Через несколько дней после его казни Коллонтай снова оказалась в Женеве на очередной Ассамблее Лиги Наций. Ей досталась в отеле «Ричмонд» комната, соседняя с той, в которой она обычно жила. Попытки получить комнату с видом на ее любимые Альпы успехом не увенчались, и ей пришлось довольствоваться созерцанием гор лишь во время завтрака из ресторана: все дни с утра до позднего вечера были заполнены до предела.

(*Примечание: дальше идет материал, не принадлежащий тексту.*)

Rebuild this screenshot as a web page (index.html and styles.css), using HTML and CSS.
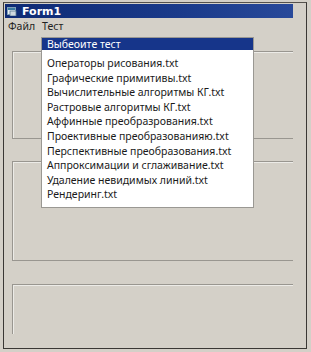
FILE: index.html
```html
<!DOCTYPE html>
<html>
    <head>
        <meta charset="utf-8">
        <title>Form1</title>
        <link rel="stylesheet" href="styles.css">
    </head>
    <body>
        <div class="window">
            <div class="title">
                <svg class="ico" width="10" height="9" viewBox="0 0 10 9">
                    <rect x="0.5" y="0.5" width="8" height="7" fill="#e8eef5" stroke="#7fa0b8"/>
                    <rect x="1" y="1" width="7" height="2" fill="#3a7aa0"/>
                    <rect x="3" y="4" width="6" height="5" fill="#cfd8e0" stroke="#5a7890" stroke-width="0.8"/>
                </svg>
                <span>Form1</span>
            </div>
            <div class="menu">
                <span class="item">Файл</span>
                <span class="item">Тест</span>
            </div>
            <div class="client">
                <div class="frame f1"></div>
                <div class="frame f2"></div>
                <div class="frame f3"></div>

                <div class="drop">
                    <div class="head">Выбеоите тест</div>
                    <ul class="list">
                        <li>Операторы рисования.txt</li>
                        <li>Графические примитивы.txt</li>
                        <li>Вычислительные алгоритмы КГ.txt</li>
                        <li>Растровые алгоритмы КГ.txt</li>
                        <li>Аффинные преобразрования.txt</li>
                        <li>Проективные преобразованияю.txt</li>
                        <li>Перспективные преобразования.txt</li>
                        <li>Аппроксимации и сглаживание.txt</li>
                        <li>Удаление невидимых линий.txt</li>
                        <li>Рендеринг.txt</li>
                    </ul>
                </div>
            </div>
        </div>
    </body>
</html>
```

FILE: styles.css
```css
*{
    margin:0;
    padding:0;
    box-sizing:border-box;
}
body{
    background-color:#d4d0c8;
    font-family:"Noto Sans", "DejaVu Sans", sans-serif;
    font-size:10.5px;
    color:#000;
}
.window{
    width:304px;
    height:347px;
    margin:2px 0 0 3px;
    border:1px solid #3a3835;
    border-top-color:#55524d;
    background-color:#d4d0c8;
    position:relative;
}
.title{
    height:14px;
    margin:1px 13px 0 1px;
    background:linear-gradient(to right,#0e2a74,#1a3a8a 60%,#28499a);
    color:#fff;
    font-weight:bold;
    display:flex;
    align-items:center;
    padding-left:2px;
    gap:5px;
}
.title span{
    font-family:"DejaVu Sans", sans-serif;
    font-size:11px;
}
.ico{
    display:block;
}
.menu{
    height:16px;
    display:flex;
    align-items:center;
    padding-left:4px;
    gap:7px;
}
.item{
    font-size:10.5px;
    color:#222;
}
.client{
    padding:17px 13px 0 8px;
    display:flex;
    flex-direction:column;
}
.frame{
    border-top:1px solid #999690;
    border-left:1px solid #999690;
    box-shadow:inset 1px 1px 0 #ecebe7;
}
.f1{
    height:88px;
    border-bottom:1px solid #999690;
}
.f2{
    height:100px;
    margin-top:22px;
    border-bottom:1px solid #999690;
}
.f3{
    height:50px;
    margin-top:23px;
}
.drop{
    position:absolute;
    left:37px;
    top:34px;
    width:213px;
    border:1px solid #9a9893;
    background-color:#fff;
}
.head{
    height:12px;
    line-height:12px;
    background-color:#16358a;
    color:#fff;
    padding-left:5px;
    font-size:10.5px;
}
.list{
    list-style:none;
    padding:6px 0 5px 5px;
}
.list li{
    height:14.6px;
    line-height:14.6px;
    font-size:10.5px;
    color:#1a1a1a;
    white-space:nowrap;
}
```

Непосредственной причиной ее включения в делегацию было обсуждение вопроса о равноправии женщин. Лишь приехав в Женеву, Коллонтай узнала, что с повестки дня ассамблеи вопрос снят по инициативе французского министра иностранных дел Поля Бонкура. «Француженки и без равноправия хорошие патриотки, мадам Коллонтай» — так объяснил ей Бонкур свой поступок. Можно было, наверно, оспорить, затеять дискуссию, но «ведь мир действительно занят сейчас другим», — решила Коллонтай и спорить не стала, чувствуя, что любая активность ей сейчас не под силу. Но в правовом комитете все же произнесла страстную речь о том, какого равноправия во всем (во всем!) добились советские женщины благодаря великой сталинской конституции.
Потемкина, к счастью, не было. Его заменил новый посол в Париже Яков Суриц, человек ее круга, ее культуры, ее воспитания. С ним всю ночь напролет проговорила о «московских делах». Суриц каким-то образом был информирован лучше — это он сообщил ей поистине ошеломительную новость, хотя никого и ничем уже нельзя было, кажется, удивить. В тот самый день, когда советская делегация прибыла в Женеву, был арестован Давид Канделаки, только что получивший повышение по службе, сменив пост торгпреда в Германии на пост заместителя наркома внешней торговли. Никакого сомнения не было: его «повысили» лишь затем, чтобы заманить в Москву.
Коллонтай почувствовала, что не способна более ничего понимать. Ведь Канделаки был личным посланцем Сталина, он был предан ему бесконечно — если даже и не по идее, то по здравому смыслу, — падение Сталина означало бы и его, Канделаки, падение, настолько прочно был он прикован к сталинской колеснице. Чем же он провинился? «Холодно. Жутко. Не хочется жить» — такова реакция Коллонтай на это известие, отраженная в дневнике.
Но утром она снова наслаждалась видами Альп, пила кофе со сливками и заказала еще одну, любимую с детства, ватрушку. Завтрак был деловой, обсуждалась программа текущего дня, оттого так невпопад был вызов Литвинова курьером советской делегации. «Пусть подождет», — отмахнулся Литвинов, но гостиничный бой был непреклонен: «Господина министра просили спуститься немедленно».
Литвинов вернулся через несколько минут с расшифрованной телеграммой в руках. «Открылась еще одна вакансия полпреда, — мрачно пошутил он, — любая страна на выбор. Нет ли желающих?» На этот раз «скоропостижно скончался» полпред в Эстонии Алексей Устинов. Тот самый Устинов, который в 1918 году отправился вместе с Коллонтай в Швецию через Финляндию и вместе с ней же застрял в балтийских льдах. «Продолжим завтрак? — спросил Литвинов. — У вас еще есть аппетит?»
«Следствие» по делу Канделаки тянулось полгода — срок редкий для тех времен. Когда речь шла о людях из самого близкого его окружения, Сталин не слишком спешил с завершающей «следствие» пулей. Все те, с кем Канделаки был дружен, родственники Сталина прежде всего, уже пребывали в лубянских камерах или ждали ареста. Канделаки был обречен хотя бы потому, что был слишком близок к тирану и знал то, что не должен был знать никто. По той же причине был так зверски уничтожен в Швейцарии порвавший с Москвой советский агент Порецкий-Рейс: он был в курсе тайных переговоров, которые вел Канделаки с гитлеровской верхушкой, и собирался предать их огласке.
Как это часто тогда практиковалось, вмененные в вину Канделаки факты частично имели место, но не содержали никакого предательства, поскольку он действовал по личному указанию Сталина. «Установил связь с фашистскими кругами в Германии…» Действительно, установил — встречался даже с самим Герингом, но отнюдь не по заданию «врага народа» Пятакова, а по заданию «отца всех народов» Сталина. И выгодный Германии торговый договор заключил, конечно, не по своей воле, а все по той же, по той же… За этот договор Канделаки сначала был награжден орденом Ленина, потом за него же — расстрелян.